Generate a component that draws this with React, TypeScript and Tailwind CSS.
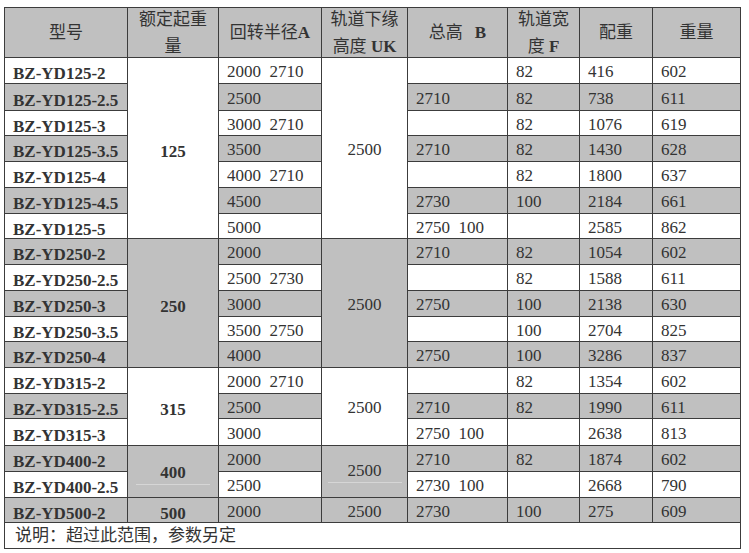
import React from 'react';

type Row = { m: string; a: string; b: string; f: string; p: string; w: string };

const rows: Row[] = [
  { m: 'BZ-YD125-2', a: '2000  2710', b: '', f: '82', p: '416', w: '602' },
  { m: 'BZ-YD125-2.5', a: '2500', b: '2710', f: '82', p: '738', w: '611' },
  { m: 'BZ-YD125-3', a: '3000  2710', b: '', f: '82', p: '1076', w: '619' },
  { m: 'BZ-YD125-3.5', a: '3500', b: '2710', f: '82', p: '1430', w: '628' },
  { m: 'BZ-YD125-4', a: '4000  2710', b: '', f: '82', p: '1800', w: '637' },
  { m: 'BZ-YD125-4.5', a: '4500', b: '2730', f: '100', p: '2184', w: '661' },
  { m: 'BZ-YD125-5', a: '5000', b: '2750  100', f: '', p: '2585', w: '862' },
  { m: 'BZ-YD250-2', a: '2000', b: '2710', f: '82', p: '1054', w: '602' },
  { m: 'BZ-YD250-2.5', a: '2500  2730', b: '', f: '82', p: '1588', w: '611' },
  { m: 'BZ-YD250-3', a: '3000', b: '2750', f: '100', p: '2138', w: '630' },
  { m: 'BZ-YD250-3.5', a: '3500  2750', b: '', f: '100', p: '2704', w: '825' },
  { m: 'BZ-YD250-4', a: '4000', b: '2750', f: '100', p: '3286', w: '837' },
  { m: 'BZ-YD315-2', a: '2000  2710', b: '', f: '82', p: '1354', w: '602' },
  { m: 'BZ-YD315-2.5', a: '2500', b: '2710', f: '82', p: '1990', w: '611' },
  { m: 'BZ-YD315-3', a: '3000', b: '2750  100', f: '', p: '2638', w: '813' },
  { m: 'BZ-YD400-2', a: '2000', b: '2710', f: '82', p: '1874', w: '602' },
  { m: 'BZ-YD400-2.5', a: '2500', b: '2730  100', f: '', p: '2668', w: '790' },
  { m: 'BZ-YD500-2', a: '2000', b: '2730', f: '100', p: '275', w: '609' },
];

type Group = { start: number; label: string; uk: string; span: string; gray: boolean; line: boolean };

const groups: Group[] = [
  { start: 0, label: '125', uk: '2500', span: 'row-span-7', gray: false, line: false },
  { start: 7, label: '250', uk: '2500', span: 'row-span-5', gray: true, line: false },
  { start: 12, label: '315', uk: '2500', span: 'row-span-3', gray: false, line: false },
  { start: 15, label: '400', uk: '2500', span: 'row-span-2', gray: true, line: true },
  { start: 17, label: '500', uk: '2500', span: '', gray: true, line: false },
];

function NumCell({ v, gray }: { v: string; gray: boolean }) {
  return (
    <div
      className={`flex items-center whitespace-pre pl-2 pt-[2px] text-[17px] leading-none ${
        gray ? 'bg-[#c0c0c0]' : 'bg-white'
      }`}
    >
      {v}
    </div>
  );
}

function GroupCell({ text, g, bold }: { text: string; g: Group; bold: boolean }) {
  return (
    <div
      className={`${g.span} flex flex-col items-center justify-center text-[17px] leading-[17px] ${
        g.gray ? 'bg-[#c0c0c0]' : 'bg-white'
      } ${bold ? 'font-bold pt-[6px]' : 'pt-[2px]'}`}
    >
      <span>{text}</span>
      {g.line && <div className="mt-[3px] h-px w-[74px] bg-[#d6d6d6]" />}
    </div>
  );
}

function HeadCell({ children }: { children: React.ReactNode }) {
  return (
    <div className="flex flex-col items-center justify-center bg-[#c0c0c0] text-center text-[17px] leading-[27px]">
      {children}
    </div>
  );
}

export default function App() {
  const cells: React.ReactNode[] = [];
  rows.forEach((r, i) => {
    const gray = i % 2 === 1;
    const g = groups.find((x) => x.start === i);
    cells.push(
      <div
        key={`m${i}`}
        className={`flex items-center pl-2 pt-[6px] text-[17px] font-bold leading-none ${
          gray ? 'bg-[#c0c0c0]' : 'bg-white'
        }`}
      >
        {r.m}
      </div>
    );
    if (g) cells.push(<GroupCell key={`g${i}`} text={g.label} g={g} bold />);
    cells.push(<NumCell key={`a${i}`} v={r.a} gray={gray} />);
    if (g) cells.push(<GroupCell key={`u${i}`} text={g.uk} g={g} bold={false} />);
    cells.push(<NumCell key={`b${i}`} v={r.b} gray={gray} />);
    cells.push(<NumCell key={`f${i}`} v={r.f} gray={gray} />);
    cells.push(<NumCell key={`p${i}`} v={r.p} gray={gray} />);
    cells.push(<NumCell key={`w${i}`} v={r.w} gray={gray} />);
  });

  return (
    <div className="h-[553px] w-[749px] bg-white pl-[4px] pt-[7px] font-['Liberation_Serif','Noto_Sans_CJK_SC',serif] text-[#333333]">
      <div className="grid w-[737px] grid-cols-[122px_90px_102px_85px_99px_71px_72px_87px] grid-rows-[49px_25px_26px_24px_25px_25px_25px_24px_25px_25px_25px_24px_25px_25px_24px_26px_25px_25px_24px_25px] gap-px bg-[#3c3c3c] p-px">
        <HeadCell>
          <span>型号</span>
        </HeadCell>
        <HeadCell>
          <span>额定起重</span>
          <span>量</span>
        </HeadCell>
        <HeadCell>
          <span>
            回转半径<b>A</b>
          </span>
        </HeadCell>
        <HeadCell>
          <span>轨道下缘</span>
          <span>
            高度 <b>UK</b>
          </span>
        </HeadCell>
        <HeadCell>
          <span>
            总高<b className="ml-[12px]">B</b>
          </span>
        </HeadCell>
        <HeadCell>
          <span>轨道宽</span>
          <span>
            度 <b>F</b>
          </span>
        </HeadCell>
        <HeadCell>
          <span>配重</span>
        </HeadCell>
        <HeadCell>
          <span>重量</span>
        </HeadCell>
        {cells}
        <div className="col-span-8 flex items-center bg-white pl-[10px] text-[17px] leading-none">
          说明：超过此范围，参数另定
        </div>
      </div>
    </div>
  );
}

- - - - -

> [EXERCISE GOAL]
From the first line above through the line containing "string; a: string;", copy everything exactly, without the pictures.

> [OUTPUT FOR THIS EXERCISE]
Generate a component that draws this with React, TypeScript and Tailwind CSS.
import React from 'react';

type Row = { m: string; a: string; b: string; f: string; p: string; w: string };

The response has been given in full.